President Barzani received new Saudi Consul General in Erbil

ERBIL, Kurdistan Region — Kurdish President Masoud Barzani received the new Consul General of Saudi Arabia to Erbil on Thursday, highlighting the strengthening relations between the two sides.
 
President Barzani welcomed Faisal bin-Mansour al-Utaybi to the Kurdistan Region as the country’s new Consul General, a statement from the Kurdish presidency said. 
 
“President Barzani despite expressing his happiness to the appointment of the new Consul of Saudi Arabia to Erbil, has reiterated the need to strengthen the relations with Saudi Arabia,” the statement read, adding that the institutions of the Kurdistan Regional Government are ready to help the work of the Saudi consulate in the Kurdistan Region.
 
Utaybi conveyed greetings from the King of Saudi Arabia, expressing his wish that relations between Erbil and Riyadh will enter a “new phase,” especially with respect to “economic and trade” ties, the statement continued. 
 
Saudi Arabia’s Foreign Minister Adel al-Jubeir made a visit to Baghdad on Saturday, holding a meeting with Iraqi Prime Minister Haider al-Abadi, and Iraqi Foreign Minister Ibrahim al-Jaafari.
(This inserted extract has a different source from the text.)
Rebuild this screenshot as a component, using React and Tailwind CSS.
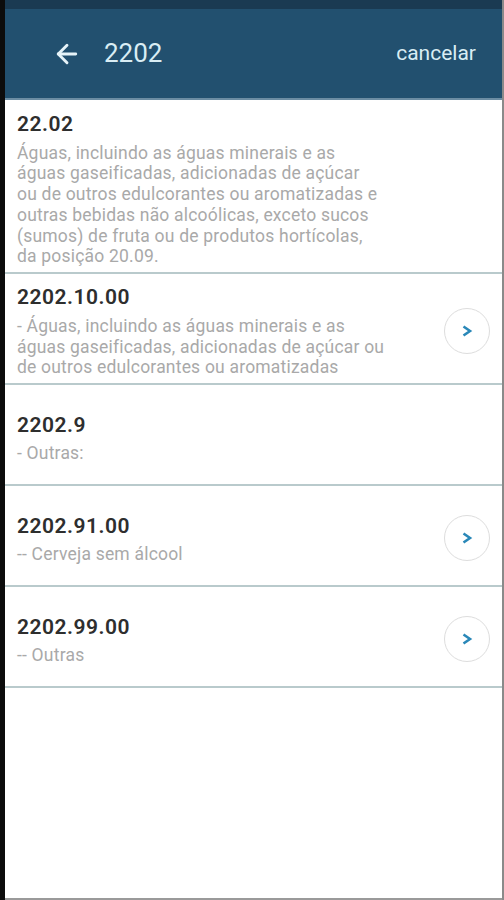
import { ArrowLeft } from 'lucide-react';

const items = [
  {
    code: '22.02',
    desc: 'Águas, incluindo as águas minerais e as águas gaseificadas, adicionadas de açúcar ou de outros edulcorantes ou aromatizadas e outras bebidas não alcoólicas, exceto sucos (sumos) de fruta ou de produtos hortícolas, da posição 20.09.',
    arrow: false,
  },
  {
    code: '2202.10.00',
    desc: '- Águas, incluindo as águas minerais e as águas gaseificadas, adicionadas de açúcar ou de outros edulcorantes ou aromatizadas',
    arrow: true,
  },
  { code: '2202.9', desc: '- Outras:', arrow: false },
  { code: '2202.91.00', desc: '-- Cerveja sem álcool', arrow: true },
  { code: '2202.99.00', desc: '-- Outras', arrow: true },
];

function Row({ item, first }) {
  const short = item.desc.length < 30;
  return (
    <div
      className={`flex items-center border-b-2 border-[#b9cacc] pl-3 pr-3 pb-[5px] ${
        first ? 'pt-[10px]' : 'pt-[9px]'
      } ${short ? 'min-h-[101px] pt-[10px]' : ''}`}
    >
      <div className="flex-1 min-w-0">
        <div className="text-[21px] leading-[28px] font-semibold tracking-[0.5px] text-[#2e2e2e]">{item.code}</div>
        <div
          className={`${first ? 'w-[366px]' : 'w-[374px]'} text-[17.5px] leading-[20.8px] tracking-[0.2px] text-[#a9a9a9] mt-[4.5px]`}
        >
          {item.desc}
        </div>
      </div>
      {item.arrow && (
        <div className="w-[46px] h-[46px] rounded-full border-[1.5px] border-[#dddddd] flex items-center justify-center shrink-0">
          <svg width="12" height="14" viewBox="0 0 12 14" fill="none">
            <polyline points="2.5,2.5 9,7 2.5,11.5" stroke="#2a88b8" strokeWidth="2.6" strokeLinejoin="miter" />
          </svg>
        </div>
      )}
    </div>
  );
}

export default function App() {
  return (
    <div className="w-[504px] h-[900px] flex bg-[#111] overflow-hidden" style={{ fontFamily: 'Roboto, "Noto Sans", sans-serif' }}>
      <div className="w-[5px] bg-[#0c0c0c]" />
      <div className="flex-1 flex flex-col bg-white">
        <div className="h-[9px] bg-[#1a3a52]" />
        <div className="h-[89px] bg-[#22506f] flex items-center pl-[47px] pr-[26px]">
          <ArrowLeft size={30} strokeWidth={2.3} className="text-[#e6f3f8]" />
          <div className="ml-[22px] text-[26px] text-[#d9edf4] flex-1">2202</div>
          <div className="text-[21px] text-[#d9edf4]">cancelar</div>
        </div>
        <div className="h-[2px] bg-[#6c8da3]" />
        <div className="flex-1 flex flex-col">
          {items.map((it, i) => (
            <Row key={it.code} item={it} first={i === 0} />
          ))}
        </div>
        <div className="h-[2px] bg-[#9a9a9a]" />
      </div>
      <div className="w-[2px] bg-[#8a8a8a]" />
    </div>
  );
}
It was the first such visit by a high ranking Saudi diplomat to the country since 1990. Jubeir is said to have promised to appoint a new ambassador to Baghdad and resume direct flights between the two countries.
 
In mid-January, a top Iranian commander made headlines in the Kurdistan Region after he asked the Kurdish government to call on the Saudi consulate to leave Erbil because, he thought, its presence in the Kurdistan Region was destabilizing.
 
The KRG hit back, saying no one is entitled to request that a consulate be closed in Erbil.
 
“The existence of foreign consulates and diplomatic missions in the Kurdistan Region is in accordance with the Iraqi and Kurdistan Region’s laws,” the KRG’s statement said. “Their works and activities are also within the framework of these laws. No one is entitled to request that a consulate be closed in the Kurdistan Region.”
 
The KRG Department of Foreign Relations (DFR) lists on its website consulate generals from 21 nations, and 14 other various forms of national representations in Kurdistan. Additionally, the European Union Delegation has a liaison office, as does the United Nations Mission to Iraq, among others.
 
Kurdish officials often regard the presence of these diplomatic missions in Erbil as a success for Kurdish diplomacy.
 
Iran has a consulate in Erbil, and another in Sulaimani, while Saudi Arabia has only one consulate in the capital Erbil, opened in February 2016. 
 
Head of the DFR, Falah Mustafa, told Rudaw in January that the KRG’s policy is to stay removed from the wider regional rivalries between Sunni majority Saudi Arabia and Shiite majority Iran.
 
“We are not a threat to any country, and the proof to that is our past. We are open in our policy, and we will not become a part of a regional or global rivalry. And if countries have rivalries, we hope that they will not bring that to Kurdistan Region, because we are concerned about the peace, stability, and welfare of our people.”
 
Tensions between Tehran and Riyadh escalated in the aftermath of the Hajj stampede in Mecca in September 2015 and the Saudi execution of Shiite cleric Sheikh Nimr al-Nimr in January 2016. 
 
Additionally, Iran and Saudi Arabia are on opposite ends of the wars in Syria and Yemen.